If really intended, then like the, anti-religious. "Hate the idea, not the believer." There could be some value in it. But it also, if not genuine, and it rarely is, it can be just a license for the hypocrite and the bully to indulge in hate crimes.

Better to leave hate in the locker, there are other motivations like compassion, pride in achievement, even justified fear, to propel you into action if you need a drive to get going.

Sin, is anyway, in many ways a meaningless word, since the only difference between it and the word crime, is that unlike crime, sin, is supposed to put a stain on your soul that is visible supernaturally, and marks you as an offender. If you don't believe in supernatural souls, then there is no such thing.

1

Sin=crime sinner=criminal

No different than saying, love the criminal not for what they do but hate the crime.

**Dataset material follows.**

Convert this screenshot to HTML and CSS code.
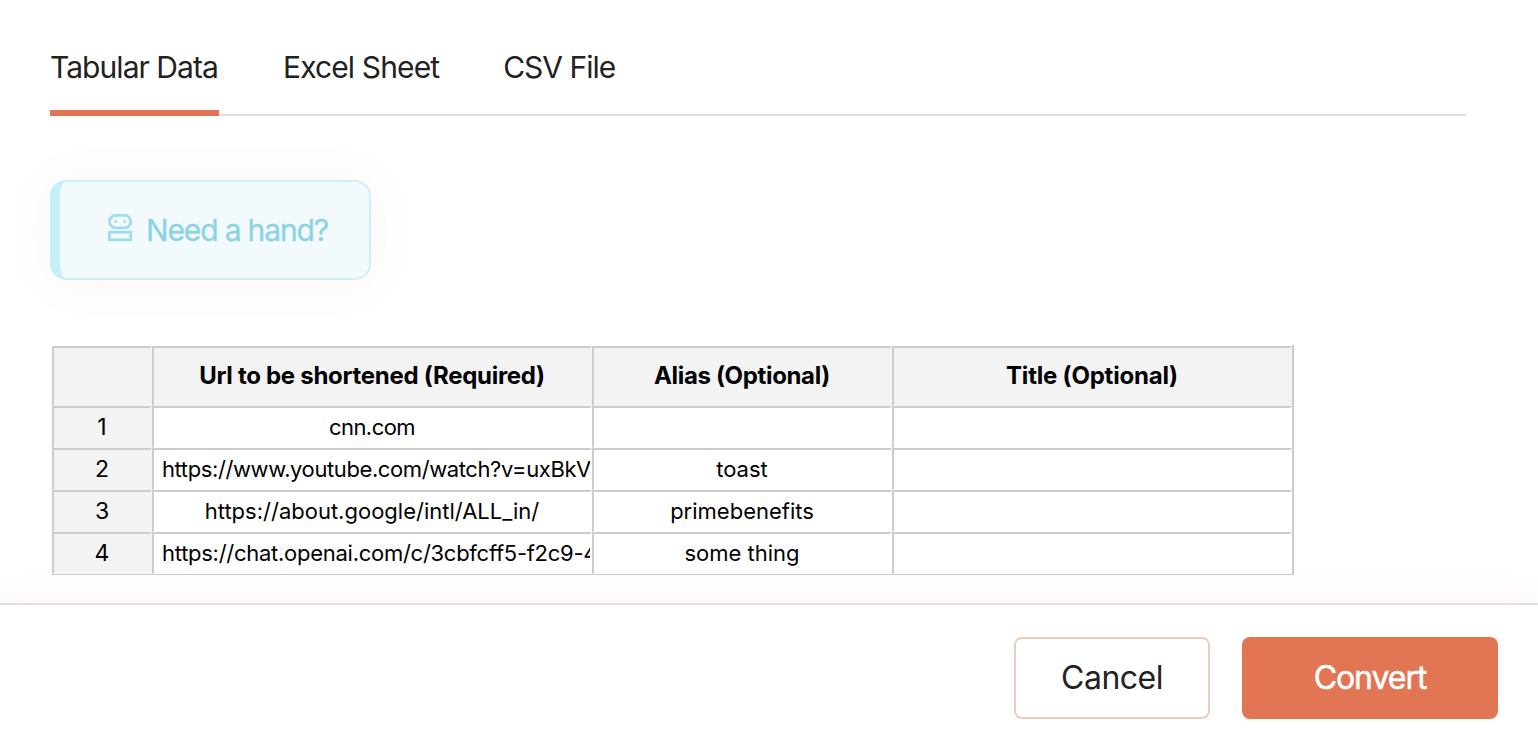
FILE: index.html
```
<!DOCTYPE html>
<html lang="en">
<head>
<meta charset="utf-8">
<title>Bulk shorten</title>
<link rel="stylesheet" href="styles.css">
</head>
<body>
<main class="content">
  <nav class="tabs">
    <a class="tab tab-active"><span class="t-tab1">Tabular Data</span></a>
    <a class="tab"><span class="t-tab2">Excel Sheet</span></a>
    <a class="tab"><span class="t-tab3">CSV File</span></a>
  </nav>
  <button class="help">
    <svg class="robot" viewBox="0 0 26 28" fill="none" stroke="currentColor" stroke-width="2.8">
      <rect x="1.4" y="1.4" width="21.4" height="12.4" rx="6.2"/>
      <rect x="1.4" y="18.2" width="21.4" height="7.6"/>
      <circle cx="7.7" cy="7.5" r="1.5" fill="currentColor" stroke="none"/>
      <circle cx="16.5" cy="7.5" r="1.5" fill="currentColor" stroke="none"/>
    </svg>
    <span class="t-help">Need a hand?</span>
  </button>
  <div class="sheet">
    <div class="cell head"></div>
    <div class="cell head"><span class="t-h1">Url to be shortened (Required)</span></div>
    <div class="cell head"><span class="t-h2">Alias (Optional)</span></div>
    <div class="cell head"><span class="t-h3">Title (Optional)</span></div>
    <div class="cell num">1</div>
    <div class="cell"><span class="t-cnn">cnn.com</span></div>
    <div class="cell"></div>
    <div class="cell"></div>
    <div class="cell num">2</div>
    <div class="cell long"><span class="t-yt">https://www.youtube.com/watch?v=uxBkV</span></div>
    <div class="cell"><span class="t-toast">toast</span></div>
    <div class="cell"></div>
    <div class="cell num">3</div>
    <div class="cell"><span class="t-about">https://about.google/intl/ALL_in/</span></div>
    <div class="cell"><span class="t-prime">primebenefits</span></div>
    <div class="cell"></div>
    <div class="cell num">4</div>
    <div class="cell long"><span class="t-chat">https://chat.openai.com/c/3cbfcff5-f2c9-4</span></div>
    <div class="cell"><span class="t-some">some thing</span></div>
    <div class="cell"></div>
  </div>
</main>
<footer class="actions">
  <button class="btn cancel"><span class="t-cancel">Cancel</span></button>
  <button class="btn convert"><span class="t-convert">Convert</span></button>
</footer>
</body>
</html>
```
FILE: styles.css
```
* { box-sizing: border-box; }
body {
  margin: 0;
  width: 1538px;
  height: 739px;
  overflow: hidden;
  display: flex;
  flex-direction: column;
  background: #fff;
  color: #222;
  font-family: Inter, "Liberation Sans", sans-serif;
}
span { white-space: nowrap; }
button { font-family: inherit; margin: 0; padding: 0; }
.content { height: 603px; flex: none; padding: 20px 72px 0 50px; }
.tabs {
  display: flex;
  gap: 64px;
  height: 96px;
  border-bottom: 2px solid #dedede;
}
.tab {
  height: 96px;
  padding-top: 27px;
  font-size: 30px;
  line-height: 40px;
  border-bottom: 6px solid transparent;
}
.tab-active { width: 169px; border-color: #e27553; }
.t-tab1 { letter-spacing: -0.95px; }
.t-tab2 { letter-spacing: -0.88px; }
.t-tab3 { letter-spacing: -1px; }
.help {
  display: flex;
  align-items: center;
  width: 321px;
  height: 100px;
  margin-top: 64px;
  padding-left: 46px;
  border: 2px solid #d0eef6;
  border-left: 10px solid #c3f0fa;
  border-radius: 16px;
  background: #f2fafd;
  color: #8dd3e4;
  font-size: 30px;
  box-shadow: 0 2px 44px rgba(226, 117, 83, 0.08);
}
.robot { width: 26px; height: 28px; margin: -5px 12px 0 2px; color: #a2dcea; }
.t-help { letter-spacing: -1.15px; -webkit-text-stroke: 0.3px #8dd3e4; }
.sheet {
  display: grid;
  grid-template-columns: 100px 440px 300px 400px;
  grid-template-rows: 60px repeat(4, 42px);
  width: 1242px;
  height: 230px;
  margin: 65px 0 0 2px;
  padding-top: 1px;
  border-right: 2px solid #ccc;
  color: #000;
  font-size: 22px;
  background: linear-gradient(#ccc, #ccc) 0 229px / 100% 1px no-repeat;
}
.cell {
  display: flex;
  align-items: center;
  justify-content: center;
  min-width: 0;
  overflow: hidden;
  padding-bottom: 2px;
  border: solid;
  border-width: 2px 2px 1px 2px;
  border-color: #ccc #fff #fff #ccc;
  background: #fff;
}
.head, .num { background: #f3f3f3; border-right-color: #f3f3f3; border-bottom-color: #f3f3f3; }
.num { font-size: 23px; }
.head { font-size: 24px; font-weight: 700; }
.long { justify-content: flex-start; padding-left: 8px; }
.t-h1 { letter-spacing: -0.28px; }
.t-h2 { letter-spacing: -0.35px; }
.t-h3 { letter-spacing: -0.22px; }
.t-cnn { letter-spacing: -0.55px; }
.t-yt { letter-spacing: -0.4px; }
.t-chat { letter-spacing: -0.27px; }
.actions {
  position: relative;
  flex: none;
  display: flex;
  justify-content: flex-end;
  gap: 32px;
  height: 136px;
  padding: 32px 40px 0 0;
  border-top: 2px solid #e2dfde;
  background: #fff;
  box-shadow: 0 0 32px rgba(226, 117, 83, 0.1);
}
.btn { height: 82px; padding-bottom: 1px; border-radius: 8px; font-size: 32px; }
.cancel { width: 196px; border: 2px solid #f0cbc0; background: #fff; color: #222; }
.convert { width: 256px; border: 0; background: #e27553; color: #fff; -webkit-text-stroke: 0.5px #fff; }
.t-cancel { letter-spacing: -0.5px; }
.t-convert { letter-spacing: -1.05px; }
```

Word Level 8 July 30, 2020

I object!

@St-Sinner Origin

Old English synn (noun), syngian (verb); probably related to Latin sons, sont- ‘guilty’.

2

It is a bullshit excuse used by hypocritical bigots.
Note the use of the word sin, a sin is simply something a religion disagrees with.
They never never say love the criminal hate the crime, because they aaint gonna love someone who steals from them or kicks them in the goolies.
Love the sinner, Hate the sin is a carte blanche license to be racist, homophobic and sexist and that is all it is ever used for.

That's kinda where I was leaning with this myself. Playing it off as compassion, while allowing prejudice and judgment.

That's a very good point! No one says "love the criminal; hate the crime", which does suggest that this is more of a judgy, holier-than-thou sort of thing to say.

4

If this was said by someone I care about, my response might be a snarky "Love the preacher. Hate the sermon."

1

I love the saying, very much.

3

I would not respond at all. She's trying to say that's part of her religion. I do not love people who do evil things and I bet you don't either.

This is true. I also know she believes women who get abortions would be considered sinners (doing evil things).

4

If we choose to, it’s not hard to translate “religionese” into generic english. Generically, sin just means missing the mark, whether that mark be a moral one, a legal one or even one of socially accepted manners.

I’m not much into hating anything, but there are some despicable acts that deserve our firm rejection. And I do think it’s a better practice to separate the act from the actor in our disdain. That doesn’t mean not holding people accountable for their crimes. It just means that hating people serves no good purpose. So yes, disparage the act, not the person.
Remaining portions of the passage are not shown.